Take every line where the string "styles" appears and copy it.

[begin Supplied records]

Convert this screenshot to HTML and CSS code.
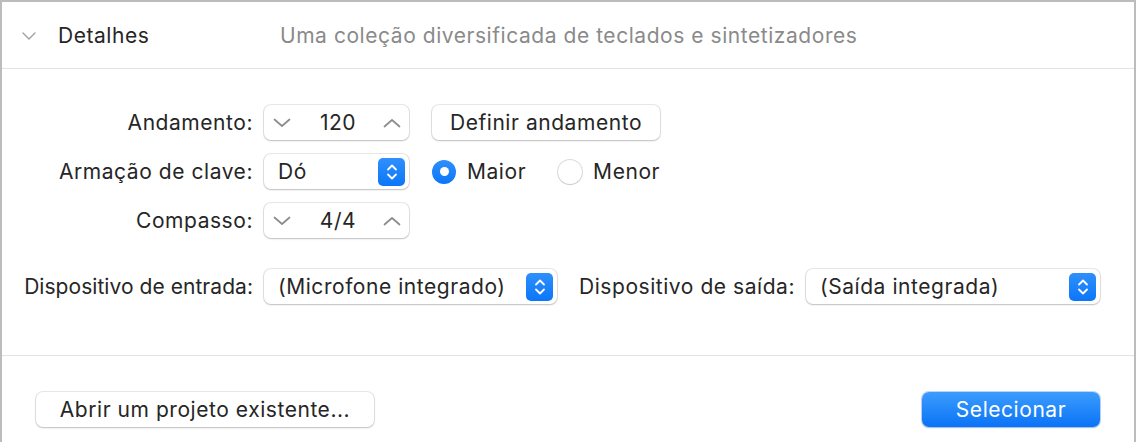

[end Supplied records]
[begin Supplied records]

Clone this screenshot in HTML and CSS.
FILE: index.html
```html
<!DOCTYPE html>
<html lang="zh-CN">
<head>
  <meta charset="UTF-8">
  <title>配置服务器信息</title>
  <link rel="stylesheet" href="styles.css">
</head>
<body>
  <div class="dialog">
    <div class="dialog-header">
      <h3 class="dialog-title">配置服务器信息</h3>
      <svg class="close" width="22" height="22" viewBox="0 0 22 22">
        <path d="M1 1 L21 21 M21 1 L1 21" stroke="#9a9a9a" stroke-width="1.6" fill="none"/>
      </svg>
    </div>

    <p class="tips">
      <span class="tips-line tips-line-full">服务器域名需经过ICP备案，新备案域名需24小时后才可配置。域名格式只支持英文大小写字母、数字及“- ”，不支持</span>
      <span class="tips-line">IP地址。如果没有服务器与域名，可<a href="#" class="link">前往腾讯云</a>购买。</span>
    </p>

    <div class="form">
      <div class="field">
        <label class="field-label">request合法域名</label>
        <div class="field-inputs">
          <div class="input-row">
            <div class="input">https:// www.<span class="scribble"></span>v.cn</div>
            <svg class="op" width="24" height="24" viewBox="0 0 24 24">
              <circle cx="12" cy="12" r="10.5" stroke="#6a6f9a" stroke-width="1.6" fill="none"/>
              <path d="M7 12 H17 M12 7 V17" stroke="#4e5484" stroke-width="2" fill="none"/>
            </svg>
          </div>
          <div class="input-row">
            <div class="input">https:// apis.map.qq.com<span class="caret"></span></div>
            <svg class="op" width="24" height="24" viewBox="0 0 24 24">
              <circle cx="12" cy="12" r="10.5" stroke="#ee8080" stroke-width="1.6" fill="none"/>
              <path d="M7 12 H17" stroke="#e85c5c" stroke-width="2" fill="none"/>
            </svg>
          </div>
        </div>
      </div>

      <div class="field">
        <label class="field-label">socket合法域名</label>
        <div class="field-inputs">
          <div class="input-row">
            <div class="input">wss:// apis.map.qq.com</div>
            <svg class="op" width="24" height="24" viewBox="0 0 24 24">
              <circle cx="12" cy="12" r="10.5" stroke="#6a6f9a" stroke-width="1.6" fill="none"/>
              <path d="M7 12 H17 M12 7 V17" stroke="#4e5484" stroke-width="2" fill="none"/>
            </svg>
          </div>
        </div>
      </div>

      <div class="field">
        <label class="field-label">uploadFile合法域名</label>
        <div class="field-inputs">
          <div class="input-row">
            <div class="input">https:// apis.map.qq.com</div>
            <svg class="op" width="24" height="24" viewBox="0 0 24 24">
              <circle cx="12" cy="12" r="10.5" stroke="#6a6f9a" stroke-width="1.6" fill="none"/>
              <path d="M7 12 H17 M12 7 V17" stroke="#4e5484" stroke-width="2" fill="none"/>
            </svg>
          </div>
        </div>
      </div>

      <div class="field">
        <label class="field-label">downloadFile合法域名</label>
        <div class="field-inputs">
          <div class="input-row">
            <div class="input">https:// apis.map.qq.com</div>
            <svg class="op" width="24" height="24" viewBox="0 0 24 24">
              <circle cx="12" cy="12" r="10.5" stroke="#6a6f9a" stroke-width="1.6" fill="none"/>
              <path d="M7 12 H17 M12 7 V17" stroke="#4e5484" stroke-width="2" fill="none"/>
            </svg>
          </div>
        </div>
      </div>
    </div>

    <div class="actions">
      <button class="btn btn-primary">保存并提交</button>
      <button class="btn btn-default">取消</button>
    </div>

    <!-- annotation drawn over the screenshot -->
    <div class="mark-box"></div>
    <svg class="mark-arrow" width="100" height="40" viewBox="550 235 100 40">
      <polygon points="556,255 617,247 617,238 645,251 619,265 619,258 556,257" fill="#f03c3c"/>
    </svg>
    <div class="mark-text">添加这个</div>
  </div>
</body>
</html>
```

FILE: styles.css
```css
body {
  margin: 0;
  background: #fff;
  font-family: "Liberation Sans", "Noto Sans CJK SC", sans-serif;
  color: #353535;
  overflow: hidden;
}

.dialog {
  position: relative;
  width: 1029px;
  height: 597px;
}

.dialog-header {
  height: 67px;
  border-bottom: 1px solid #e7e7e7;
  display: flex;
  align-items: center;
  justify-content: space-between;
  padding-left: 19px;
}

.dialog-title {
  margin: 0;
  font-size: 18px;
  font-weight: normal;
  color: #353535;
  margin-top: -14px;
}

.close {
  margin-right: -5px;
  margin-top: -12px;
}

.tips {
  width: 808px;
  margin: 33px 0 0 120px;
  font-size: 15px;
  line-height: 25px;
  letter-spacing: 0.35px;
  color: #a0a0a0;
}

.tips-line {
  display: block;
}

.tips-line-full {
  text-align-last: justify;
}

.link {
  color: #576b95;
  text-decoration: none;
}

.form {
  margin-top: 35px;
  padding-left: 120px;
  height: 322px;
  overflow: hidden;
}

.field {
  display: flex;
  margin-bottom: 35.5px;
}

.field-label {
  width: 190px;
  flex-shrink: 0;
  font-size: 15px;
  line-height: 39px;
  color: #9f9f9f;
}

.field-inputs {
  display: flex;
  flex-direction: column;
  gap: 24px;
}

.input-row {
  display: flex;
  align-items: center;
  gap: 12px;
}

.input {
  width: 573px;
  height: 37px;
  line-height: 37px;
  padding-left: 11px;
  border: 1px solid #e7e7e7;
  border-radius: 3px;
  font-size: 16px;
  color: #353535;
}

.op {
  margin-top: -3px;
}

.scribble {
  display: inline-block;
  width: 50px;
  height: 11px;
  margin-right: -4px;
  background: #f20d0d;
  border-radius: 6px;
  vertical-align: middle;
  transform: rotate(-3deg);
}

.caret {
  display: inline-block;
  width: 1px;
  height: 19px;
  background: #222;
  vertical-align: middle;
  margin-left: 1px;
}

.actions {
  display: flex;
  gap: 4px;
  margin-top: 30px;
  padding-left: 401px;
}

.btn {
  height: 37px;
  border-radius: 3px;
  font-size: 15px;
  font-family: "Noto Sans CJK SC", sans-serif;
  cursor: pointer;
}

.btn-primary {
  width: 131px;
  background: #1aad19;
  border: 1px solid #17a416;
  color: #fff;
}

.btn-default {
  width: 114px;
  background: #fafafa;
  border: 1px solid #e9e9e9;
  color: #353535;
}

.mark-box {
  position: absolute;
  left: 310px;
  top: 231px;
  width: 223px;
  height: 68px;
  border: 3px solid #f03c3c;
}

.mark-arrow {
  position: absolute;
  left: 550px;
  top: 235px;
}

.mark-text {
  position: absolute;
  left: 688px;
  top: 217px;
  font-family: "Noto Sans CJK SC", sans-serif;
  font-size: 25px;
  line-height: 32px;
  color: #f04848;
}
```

[end Supplied records]
[begin Supplied records]

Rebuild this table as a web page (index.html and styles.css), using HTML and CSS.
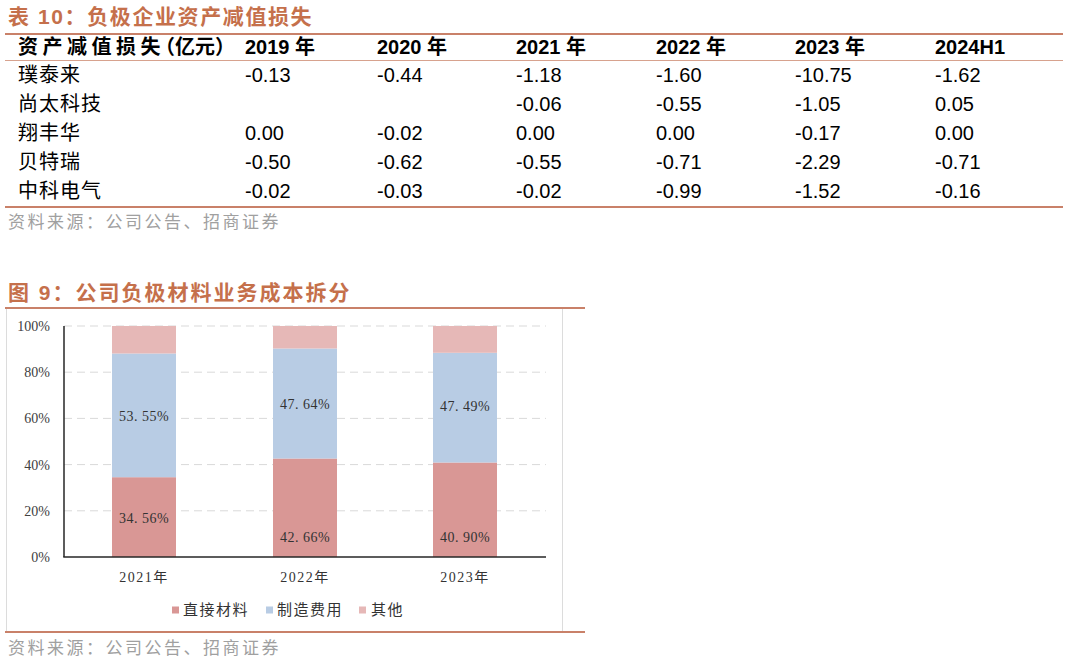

[end Supplied records]

Completed task:
  <link rel="stylesheet" href="styles.css">
FILE: styles.css
Rebuild this table as a web page (index.html and styles.css), using HTML and CSS.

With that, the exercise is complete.